Editorial
Ever since his emergence as military Head of State after the overthrow of President Shehu Shagari’s administration in December, 1983, President Muhamadu Buhari has maintained a passionate following in many quarters for his perceived fierce opposition to corruption. During its approximately one year in power before its overthrow, the Buhari-Idiagbon dictatorship hauled several elected public officers of the Second Republic before military tribunals which tried and convicted many of them to long years of imprisonment for corrupt enrichment.
On his assumption of office once again, this time as an elected president in 2015, Buhari’s anti-corruption credentials remained one of his strongest political assets. His austere lifestyle and comparatively negligible personal acquisitions despite the prominent positions he had held at various levels strengthened Buhari’s reputation for moral integrity.
Despite some of the criticisms levelled against the conduct of its offensive against corruption, the Buhari presidency has succeeded in retrieving humongous amounts of stolen public funds and physical assets at home and abroad. And even with the constraints of the country’s ponderous and complicated legal judicial process, the administration has secured a number of high profile convictions to its credit.
Yet, one baffling aspect of President Buhari’s anti-corruption posture has been his perceived indifference to, or cavalier dismissal of grave allegations of massive looting of public funds under the watch of former dictator, General Sani Abacha, between 1995 and 1998. The President had hitherto never denied statements widely credited to him to the effect that charges of corruption against the Abacha regime were untrue.
Some attributed his stance to the fact that Buhari served as Chairman of the defunct Petroleum Trust Fund (PTF) under Abacha and since there is no proven record of fraud in that agency, which controlled substantial funds during the period, Buhari believes accusations of massive stealing under Abacha to be exaggerated.
But then this position is difficult to sustain logically, especially since previous administrations before the current one had succeeded in getting large sums of the derisively labelled ‘Abacha loot’ repatriated to the country. If there was no loot, where then was the returned money coming from? Happily, the President has apparently changed his position as reflected in an article he published in ‘Newsweek’, a magazine published in the United States, recently.
In the article, Buhari expressed his administration’s gratitude to such countries as the US, UK and Switzerland for their return of “close to $1 billion of funds stolen from the people of Nigeria under a previous, undemocratic junta in the 1990s that have now been returned to our country”. Although he did not specifically refer to the Abacha regime by name, there can be no doubt as to which government the article referred to.
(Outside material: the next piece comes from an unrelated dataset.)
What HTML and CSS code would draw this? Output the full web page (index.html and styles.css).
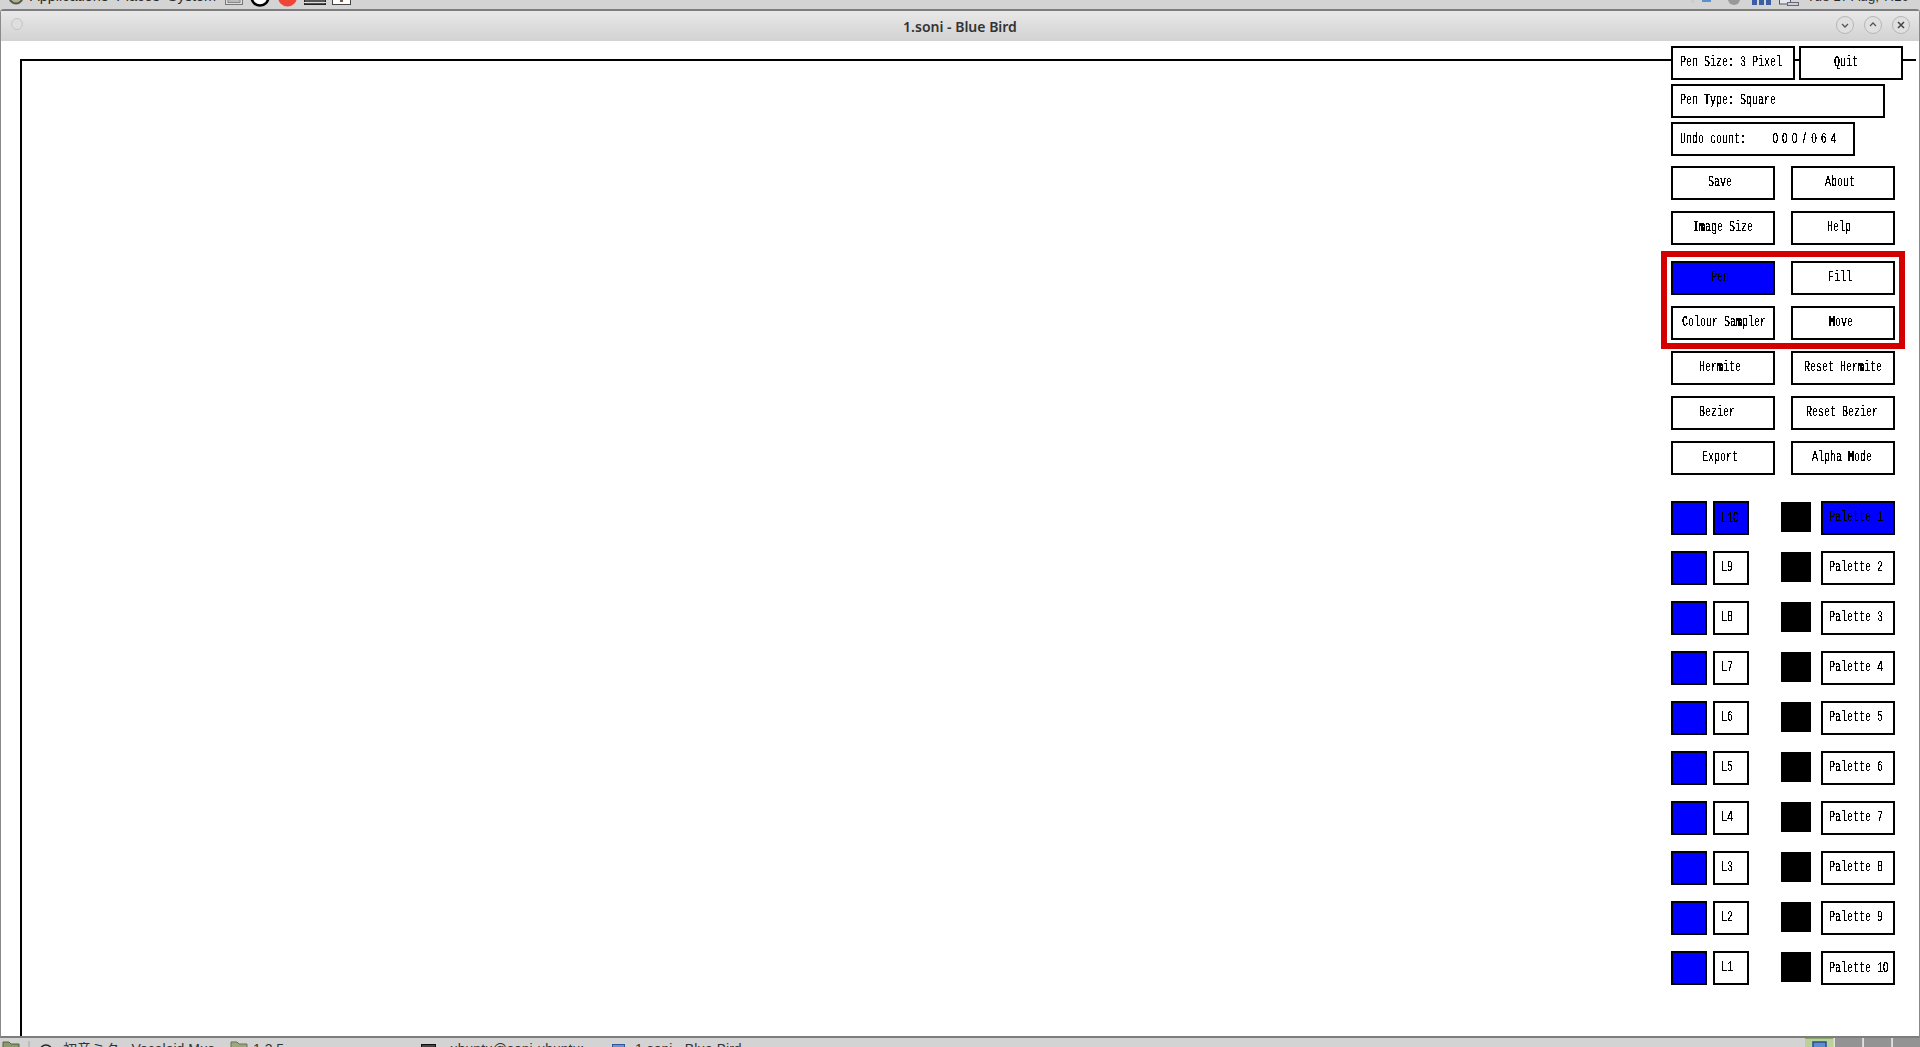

It would surely have been ridiculous for the president to continue to insist that the allegations against Abacha were fictional following the return of such magnitude of the stolen loot to our coffers. This new clarity is welcome. We hope it will also usher in a new era in the handling of public information on all retrieved stolen funds and what they are expended on. It is commendable in this regard that the administration is sticking to its pledge to commit the newly repatriated fund to the expeditious completion of the Lagos-Ibadan Expressway, Abuja-Kano road and the Second Niger Bridge.
However, the Buhari administration should be worried that the scale of looting of public resources continues apace long after Abacha’s demise. There is indeed no guarantee that the magnitude of stolen funds since then has not far exceeded the Abacha scale now. Many public officers appear to have mastered the art of looting public funds even while appearing to adhere to due process. The Buhari presidency must get smarter and more ingenious in its anti-corruption war if it is to bequeath an enduring legacy in this regard in the remainder of its tenure.